Stored items from a collection

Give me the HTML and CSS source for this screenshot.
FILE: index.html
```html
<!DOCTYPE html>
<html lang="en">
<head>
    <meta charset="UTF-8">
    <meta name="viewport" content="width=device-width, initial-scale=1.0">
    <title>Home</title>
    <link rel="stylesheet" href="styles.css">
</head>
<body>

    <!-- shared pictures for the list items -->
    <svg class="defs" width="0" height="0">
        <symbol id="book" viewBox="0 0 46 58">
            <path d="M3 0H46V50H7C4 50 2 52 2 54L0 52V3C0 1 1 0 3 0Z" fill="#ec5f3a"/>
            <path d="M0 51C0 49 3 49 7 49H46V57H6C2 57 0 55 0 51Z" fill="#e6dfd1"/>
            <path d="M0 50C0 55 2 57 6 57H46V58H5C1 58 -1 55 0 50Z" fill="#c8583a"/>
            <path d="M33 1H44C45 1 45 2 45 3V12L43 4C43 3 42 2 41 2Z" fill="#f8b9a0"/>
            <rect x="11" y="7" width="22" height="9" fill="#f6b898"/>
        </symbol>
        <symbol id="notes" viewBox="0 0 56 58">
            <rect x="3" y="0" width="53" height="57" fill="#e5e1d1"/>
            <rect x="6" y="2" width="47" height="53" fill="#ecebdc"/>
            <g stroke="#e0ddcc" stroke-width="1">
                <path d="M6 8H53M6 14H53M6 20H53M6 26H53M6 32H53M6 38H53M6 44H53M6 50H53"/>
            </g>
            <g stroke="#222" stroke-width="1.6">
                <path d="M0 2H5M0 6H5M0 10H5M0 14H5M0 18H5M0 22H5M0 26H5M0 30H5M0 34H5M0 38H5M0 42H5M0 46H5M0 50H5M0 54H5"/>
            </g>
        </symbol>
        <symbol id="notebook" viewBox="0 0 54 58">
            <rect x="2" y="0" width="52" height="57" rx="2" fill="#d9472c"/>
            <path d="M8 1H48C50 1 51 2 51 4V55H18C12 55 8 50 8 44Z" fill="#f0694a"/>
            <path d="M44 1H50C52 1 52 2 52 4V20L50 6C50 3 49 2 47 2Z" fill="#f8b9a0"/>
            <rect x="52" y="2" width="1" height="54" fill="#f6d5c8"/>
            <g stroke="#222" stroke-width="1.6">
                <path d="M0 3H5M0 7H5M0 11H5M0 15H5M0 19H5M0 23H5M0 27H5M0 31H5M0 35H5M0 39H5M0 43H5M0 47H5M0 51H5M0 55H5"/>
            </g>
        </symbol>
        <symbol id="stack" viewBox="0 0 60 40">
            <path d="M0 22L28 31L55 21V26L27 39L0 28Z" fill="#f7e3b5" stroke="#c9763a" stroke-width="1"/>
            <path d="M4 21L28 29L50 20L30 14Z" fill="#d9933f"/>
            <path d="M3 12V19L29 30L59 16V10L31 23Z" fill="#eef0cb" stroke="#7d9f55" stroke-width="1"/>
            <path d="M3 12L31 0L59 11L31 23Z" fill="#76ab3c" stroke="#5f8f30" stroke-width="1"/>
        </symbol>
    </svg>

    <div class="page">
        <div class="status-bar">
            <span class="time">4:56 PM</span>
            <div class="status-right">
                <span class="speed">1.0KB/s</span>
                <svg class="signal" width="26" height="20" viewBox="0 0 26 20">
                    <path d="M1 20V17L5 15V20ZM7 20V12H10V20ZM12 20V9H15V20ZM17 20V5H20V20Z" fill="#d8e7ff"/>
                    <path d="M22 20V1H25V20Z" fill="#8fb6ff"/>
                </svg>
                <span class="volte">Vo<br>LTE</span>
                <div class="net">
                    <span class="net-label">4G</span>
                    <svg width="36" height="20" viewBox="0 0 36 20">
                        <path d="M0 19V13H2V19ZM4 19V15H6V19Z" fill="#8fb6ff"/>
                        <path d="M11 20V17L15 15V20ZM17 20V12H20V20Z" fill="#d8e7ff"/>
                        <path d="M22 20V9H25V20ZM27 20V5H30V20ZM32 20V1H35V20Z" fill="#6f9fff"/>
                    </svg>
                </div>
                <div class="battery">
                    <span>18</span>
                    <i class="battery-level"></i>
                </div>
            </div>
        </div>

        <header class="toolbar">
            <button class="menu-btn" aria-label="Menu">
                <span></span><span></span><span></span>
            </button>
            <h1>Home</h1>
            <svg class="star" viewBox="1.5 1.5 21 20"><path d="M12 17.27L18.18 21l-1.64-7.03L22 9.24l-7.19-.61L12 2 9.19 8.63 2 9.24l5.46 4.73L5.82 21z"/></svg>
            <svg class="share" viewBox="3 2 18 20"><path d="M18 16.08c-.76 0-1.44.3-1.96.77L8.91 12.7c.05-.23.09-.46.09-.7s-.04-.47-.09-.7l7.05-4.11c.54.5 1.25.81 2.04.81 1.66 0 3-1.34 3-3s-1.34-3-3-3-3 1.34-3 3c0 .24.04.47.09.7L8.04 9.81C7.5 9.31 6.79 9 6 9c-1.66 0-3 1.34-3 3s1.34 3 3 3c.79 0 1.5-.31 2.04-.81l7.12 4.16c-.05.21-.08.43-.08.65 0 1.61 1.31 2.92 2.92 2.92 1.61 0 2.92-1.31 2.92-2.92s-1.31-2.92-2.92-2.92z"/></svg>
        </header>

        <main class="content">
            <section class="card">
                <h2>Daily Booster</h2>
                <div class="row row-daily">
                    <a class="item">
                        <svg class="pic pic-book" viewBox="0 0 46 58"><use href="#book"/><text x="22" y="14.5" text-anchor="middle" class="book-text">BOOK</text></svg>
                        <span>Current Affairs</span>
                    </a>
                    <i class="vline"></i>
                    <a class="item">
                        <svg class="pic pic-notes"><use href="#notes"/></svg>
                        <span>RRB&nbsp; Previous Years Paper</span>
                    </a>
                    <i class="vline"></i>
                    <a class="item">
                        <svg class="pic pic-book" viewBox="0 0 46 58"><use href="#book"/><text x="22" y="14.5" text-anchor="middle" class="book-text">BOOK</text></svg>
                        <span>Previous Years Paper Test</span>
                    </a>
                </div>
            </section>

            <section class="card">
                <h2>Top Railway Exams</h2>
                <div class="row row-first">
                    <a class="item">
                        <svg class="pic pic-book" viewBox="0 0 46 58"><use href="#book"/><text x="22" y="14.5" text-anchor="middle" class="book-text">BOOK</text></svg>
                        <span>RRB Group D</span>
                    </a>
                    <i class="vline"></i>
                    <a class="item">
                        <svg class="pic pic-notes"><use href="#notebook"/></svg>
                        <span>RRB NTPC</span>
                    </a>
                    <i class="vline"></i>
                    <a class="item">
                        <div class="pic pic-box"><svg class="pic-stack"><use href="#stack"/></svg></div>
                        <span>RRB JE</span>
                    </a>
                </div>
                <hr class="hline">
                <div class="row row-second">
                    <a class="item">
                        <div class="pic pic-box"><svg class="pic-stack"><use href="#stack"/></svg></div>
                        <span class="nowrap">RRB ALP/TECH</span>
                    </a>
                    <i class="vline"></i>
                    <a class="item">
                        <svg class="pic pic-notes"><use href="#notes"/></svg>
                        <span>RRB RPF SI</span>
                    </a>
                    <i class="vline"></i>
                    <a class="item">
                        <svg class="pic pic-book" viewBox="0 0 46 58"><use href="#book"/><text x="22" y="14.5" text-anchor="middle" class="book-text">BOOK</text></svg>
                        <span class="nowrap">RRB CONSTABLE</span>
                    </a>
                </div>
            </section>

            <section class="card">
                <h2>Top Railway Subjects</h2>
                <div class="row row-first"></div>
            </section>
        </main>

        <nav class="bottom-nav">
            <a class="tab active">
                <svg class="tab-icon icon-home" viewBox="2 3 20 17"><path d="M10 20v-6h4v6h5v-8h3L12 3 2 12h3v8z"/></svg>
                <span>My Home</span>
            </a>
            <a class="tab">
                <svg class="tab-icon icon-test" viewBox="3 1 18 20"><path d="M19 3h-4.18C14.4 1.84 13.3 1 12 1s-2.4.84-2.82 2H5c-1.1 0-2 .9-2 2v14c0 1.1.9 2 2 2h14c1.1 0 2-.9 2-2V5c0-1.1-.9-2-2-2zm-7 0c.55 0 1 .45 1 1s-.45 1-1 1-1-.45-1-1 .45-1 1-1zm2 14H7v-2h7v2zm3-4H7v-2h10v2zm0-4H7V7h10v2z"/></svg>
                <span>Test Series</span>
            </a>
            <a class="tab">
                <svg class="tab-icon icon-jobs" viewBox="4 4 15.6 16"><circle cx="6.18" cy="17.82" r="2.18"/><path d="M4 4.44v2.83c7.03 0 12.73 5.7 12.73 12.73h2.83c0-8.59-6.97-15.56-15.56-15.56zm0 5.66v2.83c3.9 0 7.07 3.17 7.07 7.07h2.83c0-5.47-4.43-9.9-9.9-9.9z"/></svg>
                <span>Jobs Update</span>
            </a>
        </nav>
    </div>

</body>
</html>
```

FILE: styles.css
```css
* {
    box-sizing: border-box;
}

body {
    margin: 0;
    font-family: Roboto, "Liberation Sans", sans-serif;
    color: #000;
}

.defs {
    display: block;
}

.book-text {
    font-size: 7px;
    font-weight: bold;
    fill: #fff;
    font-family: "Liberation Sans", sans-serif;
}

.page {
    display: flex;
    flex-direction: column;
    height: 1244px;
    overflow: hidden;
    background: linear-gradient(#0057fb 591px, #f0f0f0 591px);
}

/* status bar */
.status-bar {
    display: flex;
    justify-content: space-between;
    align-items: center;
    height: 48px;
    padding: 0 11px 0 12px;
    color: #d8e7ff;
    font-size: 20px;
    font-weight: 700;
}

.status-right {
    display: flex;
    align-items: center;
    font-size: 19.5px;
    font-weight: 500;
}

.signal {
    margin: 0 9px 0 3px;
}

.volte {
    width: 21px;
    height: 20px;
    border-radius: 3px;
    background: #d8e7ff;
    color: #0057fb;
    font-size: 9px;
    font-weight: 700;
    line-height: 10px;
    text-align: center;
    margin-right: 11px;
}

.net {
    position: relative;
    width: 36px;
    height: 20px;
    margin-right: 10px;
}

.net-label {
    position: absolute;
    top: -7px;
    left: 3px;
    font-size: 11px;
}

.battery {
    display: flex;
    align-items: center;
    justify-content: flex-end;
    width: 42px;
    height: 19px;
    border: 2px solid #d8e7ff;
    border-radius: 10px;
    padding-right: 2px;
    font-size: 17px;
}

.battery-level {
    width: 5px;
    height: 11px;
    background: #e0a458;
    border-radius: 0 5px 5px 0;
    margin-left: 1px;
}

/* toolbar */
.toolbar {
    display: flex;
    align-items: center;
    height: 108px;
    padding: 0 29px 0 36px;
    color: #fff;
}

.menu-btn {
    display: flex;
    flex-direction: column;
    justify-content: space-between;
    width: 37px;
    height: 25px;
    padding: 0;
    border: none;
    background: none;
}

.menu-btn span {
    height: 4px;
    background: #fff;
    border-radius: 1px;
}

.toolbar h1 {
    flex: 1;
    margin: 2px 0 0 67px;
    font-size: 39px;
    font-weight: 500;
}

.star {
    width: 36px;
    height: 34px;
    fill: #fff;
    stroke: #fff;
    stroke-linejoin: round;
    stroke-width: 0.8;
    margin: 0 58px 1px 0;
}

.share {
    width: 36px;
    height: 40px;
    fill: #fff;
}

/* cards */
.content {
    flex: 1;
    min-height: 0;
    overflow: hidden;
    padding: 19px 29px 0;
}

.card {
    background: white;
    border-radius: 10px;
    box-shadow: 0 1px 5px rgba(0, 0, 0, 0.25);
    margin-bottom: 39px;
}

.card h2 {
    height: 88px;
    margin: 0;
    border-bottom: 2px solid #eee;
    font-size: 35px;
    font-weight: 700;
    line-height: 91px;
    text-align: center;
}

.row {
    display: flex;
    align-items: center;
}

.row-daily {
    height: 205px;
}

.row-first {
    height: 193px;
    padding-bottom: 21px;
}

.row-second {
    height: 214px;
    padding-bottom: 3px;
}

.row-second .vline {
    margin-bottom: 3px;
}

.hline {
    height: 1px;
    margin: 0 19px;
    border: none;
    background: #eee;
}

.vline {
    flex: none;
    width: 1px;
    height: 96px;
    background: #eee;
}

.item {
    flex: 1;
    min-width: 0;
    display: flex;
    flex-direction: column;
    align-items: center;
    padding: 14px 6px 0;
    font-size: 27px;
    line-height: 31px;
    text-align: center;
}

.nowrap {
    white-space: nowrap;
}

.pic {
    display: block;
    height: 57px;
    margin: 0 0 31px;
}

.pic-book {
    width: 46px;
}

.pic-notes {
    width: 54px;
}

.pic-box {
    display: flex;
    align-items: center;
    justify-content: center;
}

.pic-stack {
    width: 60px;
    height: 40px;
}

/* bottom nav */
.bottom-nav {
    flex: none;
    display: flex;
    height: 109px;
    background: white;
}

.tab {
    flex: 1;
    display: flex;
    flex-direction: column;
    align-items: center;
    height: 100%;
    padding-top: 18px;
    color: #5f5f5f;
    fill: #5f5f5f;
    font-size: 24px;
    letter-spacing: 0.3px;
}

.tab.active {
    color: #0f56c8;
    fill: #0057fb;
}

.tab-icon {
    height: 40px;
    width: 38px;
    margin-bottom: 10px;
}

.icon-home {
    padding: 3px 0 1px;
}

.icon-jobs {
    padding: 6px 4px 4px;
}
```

==

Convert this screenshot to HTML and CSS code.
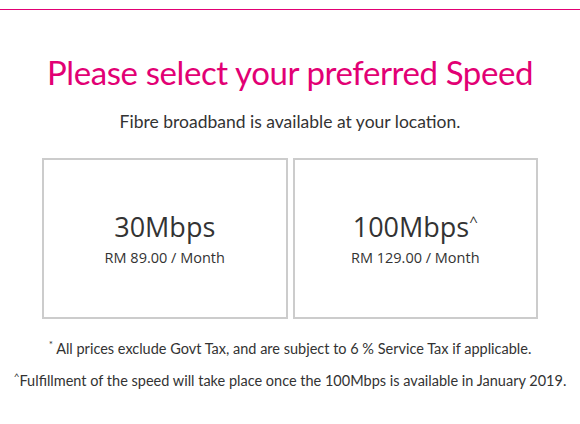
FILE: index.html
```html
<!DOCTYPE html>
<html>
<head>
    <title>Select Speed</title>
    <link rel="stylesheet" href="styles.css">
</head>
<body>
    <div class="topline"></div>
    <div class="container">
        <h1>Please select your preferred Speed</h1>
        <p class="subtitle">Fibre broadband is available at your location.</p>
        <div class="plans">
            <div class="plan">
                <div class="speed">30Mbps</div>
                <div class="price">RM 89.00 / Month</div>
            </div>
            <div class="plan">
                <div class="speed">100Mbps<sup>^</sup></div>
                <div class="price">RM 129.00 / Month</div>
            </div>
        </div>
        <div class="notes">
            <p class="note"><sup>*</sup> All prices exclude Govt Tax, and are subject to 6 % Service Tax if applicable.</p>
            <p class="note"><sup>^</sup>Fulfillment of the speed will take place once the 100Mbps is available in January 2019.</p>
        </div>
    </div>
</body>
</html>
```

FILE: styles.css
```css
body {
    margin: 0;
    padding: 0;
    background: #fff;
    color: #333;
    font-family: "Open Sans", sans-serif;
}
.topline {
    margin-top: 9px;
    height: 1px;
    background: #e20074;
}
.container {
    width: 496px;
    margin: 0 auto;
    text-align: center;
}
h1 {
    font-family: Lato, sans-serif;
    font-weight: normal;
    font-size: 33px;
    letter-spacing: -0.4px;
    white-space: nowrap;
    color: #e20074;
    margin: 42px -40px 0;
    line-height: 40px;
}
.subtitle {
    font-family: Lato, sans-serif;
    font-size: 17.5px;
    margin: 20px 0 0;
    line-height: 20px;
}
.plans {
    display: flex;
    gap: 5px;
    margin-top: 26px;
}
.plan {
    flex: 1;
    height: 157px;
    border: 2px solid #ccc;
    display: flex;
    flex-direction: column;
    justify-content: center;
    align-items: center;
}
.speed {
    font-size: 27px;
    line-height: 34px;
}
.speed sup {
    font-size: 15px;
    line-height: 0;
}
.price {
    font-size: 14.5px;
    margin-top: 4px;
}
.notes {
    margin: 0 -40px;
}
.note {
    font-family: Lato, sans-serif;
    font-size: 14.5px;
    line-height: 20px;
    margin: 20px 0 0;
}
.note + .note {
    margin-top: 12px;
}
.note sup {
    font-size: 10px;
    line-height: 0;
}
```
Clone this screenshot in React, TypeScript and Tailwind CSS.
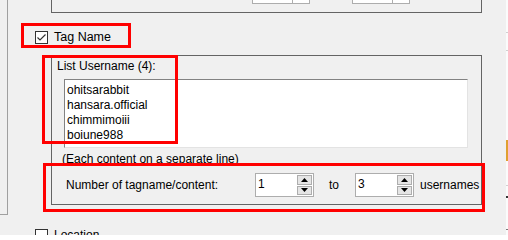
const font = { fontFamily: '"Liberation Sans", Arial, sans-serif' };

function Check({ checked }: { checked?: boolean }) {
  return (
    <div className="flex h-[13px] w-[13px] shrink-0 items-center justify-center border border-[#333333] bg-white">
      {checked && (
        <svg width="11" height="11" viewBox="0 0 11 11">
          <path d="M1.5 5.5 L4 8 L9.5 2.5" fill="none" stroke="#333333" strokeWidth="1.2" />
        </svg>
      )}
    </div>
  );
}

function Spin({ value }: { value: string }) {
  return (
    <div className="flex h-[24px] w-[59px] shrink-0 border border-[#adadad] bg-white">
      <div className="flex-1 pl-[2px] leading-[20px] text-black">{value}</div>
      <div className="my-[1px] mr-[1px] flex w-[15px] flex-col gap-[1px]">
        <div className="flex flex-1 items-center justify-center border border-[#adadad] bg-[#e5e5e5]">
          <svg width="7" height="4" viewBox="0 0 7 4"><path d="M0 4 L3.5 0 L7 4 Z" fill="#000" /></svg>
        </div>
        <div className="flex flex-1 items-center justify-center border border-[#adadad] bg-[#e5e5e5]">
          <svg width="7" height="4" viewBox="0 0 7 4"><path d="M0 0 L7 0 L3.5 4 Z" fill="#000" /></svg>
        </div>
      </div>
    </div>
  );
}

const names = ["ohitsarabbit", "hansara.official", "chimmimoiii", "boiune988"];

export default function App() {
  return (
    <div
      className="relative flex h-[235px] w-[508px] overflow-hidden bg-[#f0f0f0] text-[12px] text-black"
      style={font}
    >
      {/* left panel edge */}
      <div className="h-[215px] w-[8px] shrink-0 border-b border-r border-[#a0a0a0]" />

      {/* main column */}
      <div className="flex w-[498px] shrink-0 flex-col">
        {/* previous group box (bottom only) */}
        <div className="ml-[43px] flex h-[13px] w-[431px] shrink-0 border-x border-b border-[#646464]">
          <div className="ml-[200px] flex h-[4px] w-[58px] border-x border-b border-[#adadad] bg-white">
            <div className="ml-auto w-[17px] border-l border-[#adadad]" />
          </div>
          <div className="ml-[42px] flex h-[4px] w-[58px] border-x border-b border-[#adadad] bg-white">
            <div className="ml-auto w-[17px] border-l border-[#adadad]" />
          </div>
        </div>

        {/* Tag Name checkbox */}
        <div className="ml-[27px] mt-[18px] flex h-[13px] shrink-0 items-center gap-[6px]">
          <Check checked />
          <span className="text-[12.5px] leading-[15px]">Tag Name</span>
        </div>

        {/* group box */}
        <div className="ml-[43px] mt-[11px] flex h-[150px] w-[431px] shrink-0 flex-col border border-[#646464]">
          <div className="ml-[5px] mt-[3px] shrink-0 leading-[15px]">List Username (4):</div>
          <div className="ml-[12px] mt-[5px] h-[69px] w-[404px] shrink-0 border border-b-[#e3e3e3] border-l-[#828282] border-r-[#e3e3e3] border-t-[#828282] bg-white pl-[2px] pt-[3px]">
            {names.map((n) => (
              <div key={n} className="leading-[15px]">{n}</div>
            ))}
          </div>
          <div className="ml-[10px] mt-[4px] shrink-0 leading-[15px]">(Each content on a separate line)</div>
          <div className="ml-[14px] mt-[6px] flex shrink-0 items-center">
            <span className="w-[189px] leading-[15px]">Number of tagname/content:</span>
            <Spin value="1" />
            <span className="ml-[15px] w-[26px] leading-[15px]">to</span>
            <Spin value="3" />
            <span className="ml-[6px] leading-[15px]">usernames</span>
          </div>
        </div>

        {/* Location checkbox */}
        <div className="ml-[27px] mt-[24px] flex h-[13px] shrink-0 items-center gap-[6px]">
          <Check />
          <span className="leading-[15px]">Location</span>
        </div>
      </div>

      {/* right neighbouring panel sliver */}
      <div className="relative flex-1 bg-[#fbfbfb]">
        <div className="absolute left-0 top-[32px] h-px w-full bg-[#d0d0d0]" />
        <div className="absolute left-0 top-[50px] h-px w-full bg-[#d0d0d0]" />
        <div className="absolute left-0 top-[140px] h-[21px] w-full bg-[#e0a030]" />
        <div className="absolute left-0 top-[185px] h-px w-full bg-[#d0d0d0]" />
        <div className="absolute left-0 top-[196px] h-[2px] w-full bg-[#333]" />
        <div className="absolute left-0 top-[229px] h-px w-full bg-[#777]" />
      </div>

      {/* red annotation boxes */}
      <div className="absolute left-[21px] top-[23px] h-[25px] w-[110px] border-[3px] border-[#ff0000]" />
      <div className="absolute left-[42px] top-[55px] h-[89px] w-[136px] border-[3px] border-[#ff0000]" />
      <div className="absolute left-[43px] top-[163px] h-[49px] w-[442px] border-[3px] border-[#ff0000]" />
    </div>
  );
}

■ Aim
Locate all lines that include the word "this" and copy them out.

■ Final result
Give me the HTML and CSS source for this screenshot.
Convert this screenshot to HTML and CSS code.
Clone this screenshot in React, TypeScript and Tailwind CSS.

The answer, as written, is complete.